Real story: In FADLIVE’s first batch of 200 custom mechanical keyboards, 7 units failed switch testing — a 3.5% defect rate. Those 7 units were disassembled, the faulty switches replaced, and retested. All 7 passed on the second pass. A mass producer would have sampled 2 keyboards from that batch, found no defects, and shipped all 200 including the 7 defective units. The end customer would receive a keyboard with a dead switch and face a warranty claim. Small batch means that customer never encounters the defect.
FAQ
How do I start an OEM project with FADLIVE?
Contact FADLIVE with your design specifications: case material, layout, switch type, keycap requirements, and quantity (minimum 50 units typically). They’ll provide a quote and lead time estimate. Payment terms and NDA are standard.
Is small batch more expensive than mass production?

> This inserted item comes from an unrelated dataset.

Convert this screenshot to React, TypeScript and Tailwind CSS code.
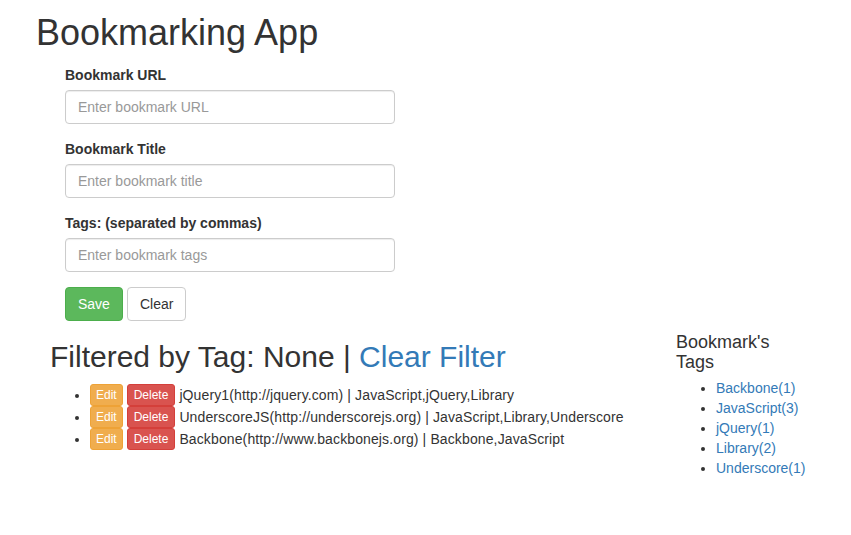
const bookmarks = [
  { title: 'jQuery1', url: 'http://jquery.com', tags: 'JavaScript,jQuery,Library' },
  { title: 'UnderscoreJS', url: 'http://underscorejs.org', tags: 'JavaScript,Library,Underscore' },
  { title: 'Backbone', url: 'http://www.backbonejs.org', tags: 'Backbone,JavaScript' },
];

const tagCounts = [
  'Backbone(1)',
  'JavaScript(3)',
  'jQuery(1)',
  'Library(2)',
  'Underscore(1)',
];

const fields = [
  { label: 'Bookmark URL', placeholder: 'Enter bookmark URL' },
  { label: 'Bookmark Title', placeholder: 'Enter bookmark title' },
  { label: 'Tags: (separated by commas)', placeholder: 'Enter bookmark tags' },
];

export default function App() {
  return (
    <div className="min-h-screen bg-white font-['Liberation_Sans',Arial,sans-serif] text-[14px] leading-[20px] text-[#333]">
      <h1 className="pl-[36px] pt-[13px] pb-[12px] text-[36px] leading-[40px]">Bookmarking App</h1>

      {/* form */}
      <form className="pl-[65px]" onSubmit={(e) => e.preventDefault()}>
        {fields.map((f) => (
          <div key={f.label} className="mb-[15px]">
            <label className="mb-[5px] block font-bold">{f.label}</label>
            <input
              type="text"
              placeholder={f.placeholder}
              className="block h-[34px] w-[330px] rounded-[4px] border border-[#ccc] px-3 text-[14px] text-[#555] shadow-[inset_0_1px_1px_rgba(0,0,0,0.075)] outline-none placeholder:text-[#999]"
            />
          </div>
        ))}
        <div className="flex gap-[4px]">
          <button className="h-[34px] rounded-[4px] border border-[#4cae4c] bg-[#5cb85c] px-3 text-white">
            Save
          </button>
          <button type="button" className="h-[34px] rounded-[4px] border border-[#ccc] bg-white px-3 text-[#333]">
            Clear
          </button>
        </div>
      </form>

      <div className="flex">
        {/* bookmark list */}
        <div className="w-[626px] pl-[50px] box-content">
          <h2 className="mt-[19px] mb-[11px] text-[30px] leading-[33px]">
            Filtered by Tag: None | <a href="#" className="text-[#337ab7]">Clear Filter</a>
          </h2>
          <ul className="list-disc pl-[40px] tracking-[0.12px]">
            {bookmarks.map((b) => (
              <li key={b.title} className="h-[22px] leading-[22px]">
                <button className="inline-block h-[22px] rounded-[3px] border border-[#eea236] bg-[#f0ad4e] px-[5px] align-top text-[12px] leading-[18px] tracking-normal text-white">
                  Edit
                </button>
                <button className="ml-[4px] inline-block h-[22px] rounded-[3px] border border-[#d43f3a] bg-[#d9534f] px-[6px] align-top text-[12px] leading-[18px] tracking-normal text-white">
                  Delete
                </button>
                <span className="ml-[4px]">
                  {b.title}({b.url}) | {b.tags}
                </span>
              </li>
            ))}
          </ul>
        </div>

        {/* tag sidebar */}
        <div className="w-[120px]">
          <h4 className="mt-[12px] mb-[5px] text-[18px] leading-[19.8px]">Bookmark's Tags</h4>
          <ul className="list-disc pl-[40px]">
            {tagCounts.map((t) => (
              <li key={t} className="whitespace-nowrap">
                <a href="#" className="text-[#337ab7]">{t}</a>
              </li>
            ))}
          </ul>
        </div>
      </div>
    </div>
  );
}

Per-unit, yes. A small batch OEM/ODM mechanical keyboard costs 2-3x more than a comparable mass-produced keyboard. But the build quality, customization, and component quality are significantly higher.
How long does a small batch run take?
ODM customizations: 2-4 weeks from order to shipment. Full OEM designs: 8-12 weeks including prototyping, tooling, and production. Prototype samples are typically available within 2-3 weeks.
Can I get a single custom keyboard made?
Most small batch OEM/ODM manufacturers have minimum order quantities of 50-100 units. For single custom mechanical keyboards, look at the aftermarket or commission a builder. Group buys are another option for single unit purchases.